The 25-year-old Pulido was kidnapped after leaving a party near his hometown of Ciudad Victoria on Sunday. His brother confirmed the report.

Authorities have not yet given more details about the kidnapping or its motive.

An agreement between Tamaulipas state authorities and the Mexican military was made in 2011 and nearly 3,000 soldiers moved into the state to improve security but the accord expired last December. Without the soldiers' presence or street patrols in the state capital Ciudad Victoria and other towns, the violence has started to return with homicides and attacks on businesses.

Pulido himself was involved in a legal dispute with his first club, Tigres of Monterrey, which he left to play in Europe in 2014 when he was part of the Mexico World Cup team. A forward for Olympiakos, he scored five times in eight appearances this season but he was not chosen to play for Mexico in the Copa America which starts next week. National team coach Carlos Osorio recently said Pulido had the quality to be on the squad, but was left off due to the legal dispute.

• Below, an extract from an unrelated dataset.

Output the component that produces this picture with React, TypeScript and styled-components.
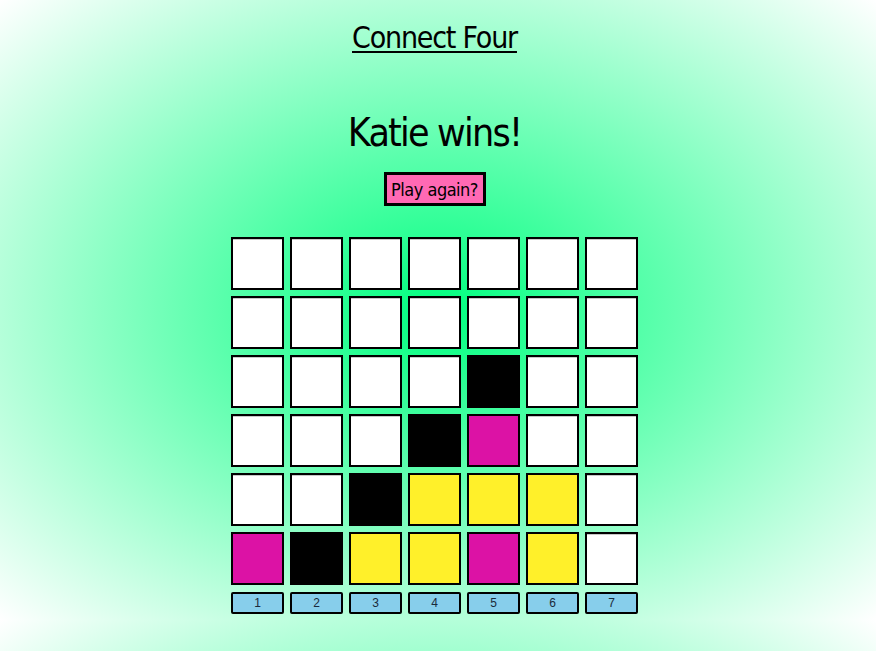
import React from "react";
import styled, { createGlobalStyle } from "styled-components";

const GlobalStyle = createGlobalStyle`
  html {
    min-height: 100%;
    background: radial-gradient(ellipse farthest-corner at 50% 50%, #00ff7f 0%, #ffffff 100%);
    background-size: 100% 620px;
  }
  body {
    margin: 0;
    font-family: "DejaVu Sans", sans-serif;
    font-stretch: condensed;
    color: #000;
  }
`;

const Page = styled.main`
  display: flex;
  flex-direction: column;
  align-items: center;
  padding: 18px 7px 30px 0;
`;

const Title = styled.h1`
  margin: 0;
  font-size: 30px;
  letter-spacing: -1.2px;
  font-weight: 400;
  text-decoration: underline;
  text-decoration-thickness: 2px;
  text-underline-offset: 3px;
  line-height: 40px;
`;

const Status = styled.h2`
  margin: 50px 0 0;
  font-size: 39px;
  letter-spacing: -1.8px;
  font-weight: 400;
  line-height: 50px;
`;

const PlayAgain = styled.button`
  margin-top: 14px;
  width: 102px;
  height: 34px;
  border: 3px solid #000;
  background: #ff69b4;
  font-family: inherit;
  font-stretch: condensed;
  font-size: 18px;
  letter-spacing: -0.5px;
  white-space: nowrap;
  color: #000;
  padding: 0;
  cursor: pointer;
`;

const Board = styled.div`
  margin-top: 31px;
  display: grid;
  grid-template-columns: repeat(7, 53px);
  grid-auto-rows: 53px;
  gap: 6px;
`;

const colors: Record<string, string> = {
  e: "#ffffff",
  b: "#000000",
  m: "#dc12a5",
  y: "#fff02a",
};

const Cell = styled.div<{ $c: string }>`
  box-sizing: border-box;
  border: 2px solid #000;
  background: ${(p) => colors[p.$c]};
  box-shadow: ${(p) => (p.$c === "e" ? "inset 0 1px 0 #c8c8c8" : "none")};
`;

const Controls = styled.div`
  margin-top: 7px;
  display: grid;
  grid-template-columns: repeat(7, 53px);
  gap: 6px;
`;

const ColButton = styled.button`
  box-sizing: border-box;
  height: 22px;
  border: 2px solid #000;
  border-radius: 2px;
  background: #87ceeb;
  font-family: "Liberation Sans", sans-serif;
  font-size: 12px;
  color: #1a2a3a;
  padding: 0;
  cursor: pointer;
`;

const board = [
  "eeeeeee",
  "eeeeeee",
  "eeeebee",
  "eeebmee",
  "eebyyye",
  "mbyymye",
];

export default function App() {
  return (
    <>
      <GlobalStyle />
      <Page>
        <Title>Connect Four</Title>
        <Status>Katie wins!</Status>
        <PlayAgain>Play again?</PlayAgain>
        <Board>
          {board.flatMap((row, r) =>
            row.split("").map((c, i) => <Cell key={`${r}-${i}`} $c={c} />)
          )}
        </Board>
        <Controls>
          {[1, 2, 3, 4, 5, 6, 7].map((n) => (
            <ColButton key={n}>{n}</ColButton>
          ))}
        </Controls>
      </Page>
    </>
  );
}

The Mexican National Institute of Statistics estimates there are 100,000 kidnappings each year but that only 1 percent of them are reported to the authorities. This tallies with the official figures for kidnappings which are between 1,500 to 1,700 per year. The Institute's figures are based on thousands of household polls they carried out in 2014.

Conflicts between drug-smuggling gangs have left tens of thousands of people dead in the last decades. Many more have disappeared and been displaced.

The disappearance of 43 students from the Ayotzinapa Rural Teachers' College who went missing in Iguala, Guerrero state in September 2014 has been a landmark case.